People ask me frequently how to get the word about their books or business without spamming (sending out repeated self-promotional links).

I’ve written about this before on 25 WAYS TO PROMOTE YOUR BOOK WITHOUT CONSTANTLY SPAMMING LINKS, so I suggest reading that first.

Let’s go deeper today.

  • What exactly defines spam? This confuses people, though it’s pretty obvious. Any kind of repeated link that promotes only your own stuff is considered spam. Actually, if your Twitter stream or Facebook page only consists of links (no matter the content), you are spamming.
  • What about promoting others?

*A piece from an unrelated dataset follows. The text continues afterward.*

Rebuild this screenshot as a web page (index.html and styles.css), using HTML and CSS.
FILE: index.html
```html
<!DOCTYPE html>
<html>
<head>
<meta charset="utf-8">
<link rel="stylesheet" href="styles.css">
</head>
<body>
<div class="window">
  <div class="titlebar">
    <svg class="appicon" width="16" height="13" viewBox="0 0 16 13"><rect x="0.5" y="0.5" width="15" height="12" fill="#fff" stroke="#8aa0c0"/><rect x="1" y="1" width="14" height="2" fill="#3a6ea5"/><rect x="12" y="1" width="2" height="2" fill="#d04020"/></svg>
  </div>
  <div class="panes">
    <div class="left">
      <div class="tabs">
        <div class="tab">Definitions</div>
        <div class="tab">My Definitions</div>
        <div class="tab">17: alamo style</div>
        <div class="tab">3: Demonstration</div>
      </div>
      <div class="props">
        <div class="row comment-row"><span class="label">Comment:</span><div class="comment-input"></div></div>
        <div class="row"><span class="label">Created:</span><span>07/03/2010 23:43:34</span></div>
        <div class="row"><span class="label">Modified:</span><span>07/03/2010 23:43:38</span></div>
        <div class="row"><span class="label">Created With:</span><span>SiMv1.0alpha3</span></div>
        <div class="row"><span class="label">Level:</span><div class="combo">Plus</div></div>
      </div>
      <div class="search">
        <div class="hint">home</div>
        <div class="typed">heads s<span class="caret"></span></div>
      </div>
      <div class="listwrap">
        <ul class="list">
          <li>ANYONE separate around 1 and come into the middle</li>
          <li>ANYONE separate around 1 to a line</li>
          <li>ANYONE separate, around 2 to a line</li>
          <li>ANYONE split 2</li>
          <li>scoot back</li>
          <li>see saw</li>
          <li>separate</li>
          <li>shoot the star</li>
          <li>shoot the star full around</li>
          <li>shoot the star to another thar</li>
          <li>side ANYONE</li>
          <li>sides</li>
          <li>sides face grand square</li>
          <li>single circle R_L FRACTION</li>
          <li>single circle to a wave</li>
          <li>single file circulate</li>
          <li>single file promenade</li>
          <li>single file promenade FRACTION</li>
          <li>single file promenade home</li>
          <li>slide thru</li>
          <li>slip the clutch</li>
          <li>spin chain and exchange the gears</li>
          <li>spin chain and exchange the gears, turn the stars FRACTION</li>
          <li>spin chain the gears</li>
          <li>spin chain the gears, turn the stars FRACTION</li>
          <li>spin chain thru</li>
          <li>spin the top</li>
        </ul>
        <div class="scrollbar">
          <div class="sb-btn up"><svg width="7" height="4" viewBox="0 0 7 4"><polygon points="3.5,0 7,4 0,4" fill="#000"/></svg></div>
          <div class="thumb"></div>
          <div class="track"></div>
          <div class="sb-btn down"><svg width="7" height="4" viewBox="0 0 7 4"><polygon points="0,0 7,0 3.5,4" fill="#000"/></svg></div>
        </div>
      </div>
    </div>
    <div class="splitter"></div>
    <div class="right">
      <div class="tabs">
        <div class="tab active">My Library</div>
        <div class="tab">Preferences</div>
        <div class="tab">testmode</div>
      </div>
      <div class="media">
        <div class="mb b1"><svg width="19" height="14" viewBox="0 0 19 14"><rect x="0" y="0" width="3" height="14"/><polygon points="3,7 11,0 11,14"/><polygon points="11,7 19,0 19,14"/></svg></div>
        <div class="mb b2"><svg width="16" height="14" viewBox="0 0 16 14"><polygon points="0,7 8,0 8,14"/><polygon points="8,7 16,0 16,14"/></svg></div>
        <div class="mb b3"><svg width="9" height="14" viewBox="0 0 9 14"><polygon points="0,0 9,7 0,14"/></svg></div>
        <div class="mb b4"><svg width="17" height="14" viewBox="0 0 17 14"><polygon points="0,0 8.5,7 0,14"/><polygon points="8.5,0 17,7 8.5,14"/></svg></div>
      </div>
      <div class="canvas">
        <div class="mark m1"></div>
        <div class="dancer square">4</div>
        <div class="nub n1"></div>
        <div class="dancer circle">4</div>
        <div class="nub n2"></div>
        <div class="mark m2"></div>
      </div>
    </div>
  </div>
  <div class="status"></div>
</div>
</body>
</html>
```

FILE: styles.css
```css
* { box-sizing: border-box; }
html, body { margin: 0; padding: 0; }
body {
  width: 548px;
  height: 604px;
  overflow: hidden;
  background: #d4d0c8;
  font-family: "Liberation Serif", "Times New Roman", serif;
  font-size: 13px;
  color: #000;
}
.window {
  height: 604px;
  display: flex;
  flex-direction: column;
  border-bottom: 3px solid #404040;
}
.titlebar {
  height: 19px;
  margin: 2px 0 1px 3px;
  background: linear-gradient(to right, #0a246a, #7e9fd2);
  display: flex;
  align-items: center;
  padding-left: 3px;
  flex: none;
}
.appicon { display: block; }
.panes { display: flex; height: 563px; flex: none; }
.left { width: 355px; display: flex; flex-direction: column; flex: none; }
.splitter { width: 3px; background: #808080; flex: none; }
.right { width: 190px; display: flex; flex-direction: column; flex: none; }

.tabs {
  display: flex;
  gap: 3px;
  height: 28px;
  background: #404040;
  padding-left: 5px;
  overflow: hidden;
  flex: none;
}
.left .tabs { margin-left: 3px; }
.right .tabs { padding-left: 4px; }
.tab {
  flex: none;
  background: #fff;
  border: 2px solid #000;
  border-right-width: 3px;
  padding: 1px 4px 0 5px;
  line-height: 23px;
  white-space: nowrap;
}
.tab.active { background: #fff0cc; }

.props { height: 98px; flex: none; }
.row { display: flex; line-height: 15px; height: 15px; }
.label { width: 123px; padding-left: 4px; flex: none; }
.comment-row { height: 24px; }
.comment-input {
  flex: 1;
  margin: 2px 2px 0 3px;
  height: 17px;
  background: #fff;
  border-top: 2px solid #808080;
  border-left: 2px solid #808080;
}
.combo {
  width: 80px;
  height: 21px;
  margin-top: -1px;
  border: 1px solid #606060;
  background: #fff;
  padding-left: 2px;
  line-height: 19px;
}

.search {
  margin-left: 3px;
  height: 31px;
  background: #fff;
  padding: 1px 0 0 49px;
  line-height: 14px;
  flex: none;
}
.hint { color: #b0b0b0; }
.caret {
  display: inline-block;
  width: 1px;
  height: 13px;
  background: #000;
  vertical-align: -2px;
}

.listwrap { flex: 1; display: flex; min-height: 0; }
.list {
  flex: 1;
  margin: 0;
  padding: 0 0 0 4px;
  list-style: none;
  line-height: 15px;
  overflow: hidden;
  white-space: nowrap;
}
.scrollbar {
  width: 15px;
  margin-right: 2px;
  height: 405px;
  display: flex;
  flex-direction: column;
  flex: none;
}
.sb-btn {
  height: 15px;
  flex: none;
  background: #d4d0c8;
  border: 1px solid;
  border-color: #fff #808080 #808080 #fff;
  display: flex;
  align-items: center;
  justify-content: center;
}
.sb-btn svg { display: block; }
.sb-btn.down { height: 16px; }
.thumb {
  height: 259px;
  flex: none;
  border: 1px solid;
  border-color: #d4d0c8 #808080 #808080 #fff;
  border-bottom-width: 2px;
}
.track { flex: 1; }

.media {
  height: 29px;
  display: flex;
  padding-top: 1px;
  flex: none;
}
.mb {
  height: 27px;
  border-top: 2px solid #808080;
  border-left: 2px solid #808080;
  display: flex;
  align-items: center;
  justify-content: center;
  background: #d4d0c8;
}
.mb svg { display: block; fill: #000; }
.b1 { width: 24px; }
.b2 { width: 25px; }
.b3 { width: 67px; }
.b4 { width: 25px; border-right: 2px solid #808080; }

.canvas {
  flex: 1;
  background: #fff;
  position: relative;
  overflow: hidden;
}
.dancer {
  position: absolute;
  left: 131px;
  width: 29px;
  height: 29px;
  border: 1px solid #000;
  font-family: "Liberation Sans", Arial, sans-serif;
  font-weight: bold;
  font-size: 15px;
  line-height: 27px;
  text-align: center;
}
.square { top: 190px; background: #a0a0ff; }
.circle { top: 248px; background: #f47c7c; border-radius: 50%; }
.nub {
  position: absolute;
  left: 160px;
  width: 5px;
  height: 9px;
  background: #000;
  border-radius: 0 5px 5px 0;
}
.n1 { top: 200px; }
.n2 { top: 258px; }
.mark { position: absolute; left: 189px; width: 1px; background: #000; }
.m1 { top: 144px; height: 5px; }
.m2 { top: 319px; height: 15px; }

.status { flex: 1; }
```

It’s always a good idea to RT, share, etc., to promote others. But can it become too much? Yes, if it’s all links, all the time. This all goes back to being authentic and engaging with people – not in a ‘unicorns and rainbows’ way, as @DanZarrella says, but in a way that extends your brand. How can you do that if all you do is send use your social media as a one-way broadcast model?

Promoting others IS a great way to engage, of course, if it also goes beyond the RT. What else can you do? Follow their blog, buy their book, give a review, interact with them on Facebook, sign up for their newsletter, introduce them to a friend, and trade guest blogs!

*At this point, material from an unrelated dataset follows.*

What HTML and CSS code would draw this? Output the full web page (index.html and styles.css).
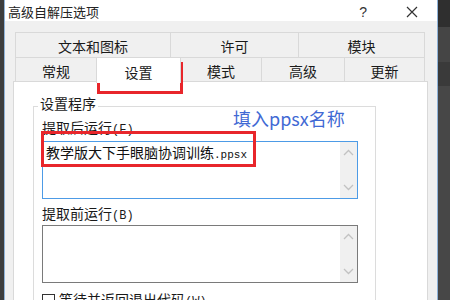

  • Are RTs considered spam? People ask me this a lot. If I’m RTing someone else’s content, this wouldn’t be considered spam, right? It depends. Here’s why: anytime you provide a link, it’s considered a promotional tweet (no matter whom it’s for). That doesn’t mean you’re spamming. However, if ALL YOU TWEET are promotional tweets, then you are spamming, no matter if it’s your content or someone else’s. Doesn’t matter.

Zarrella showed that the tweeps with a ratio of 60-80% links have tweets that contain ‘interesting’ content also have the most followers and RTs (his study was based on millions of tweets).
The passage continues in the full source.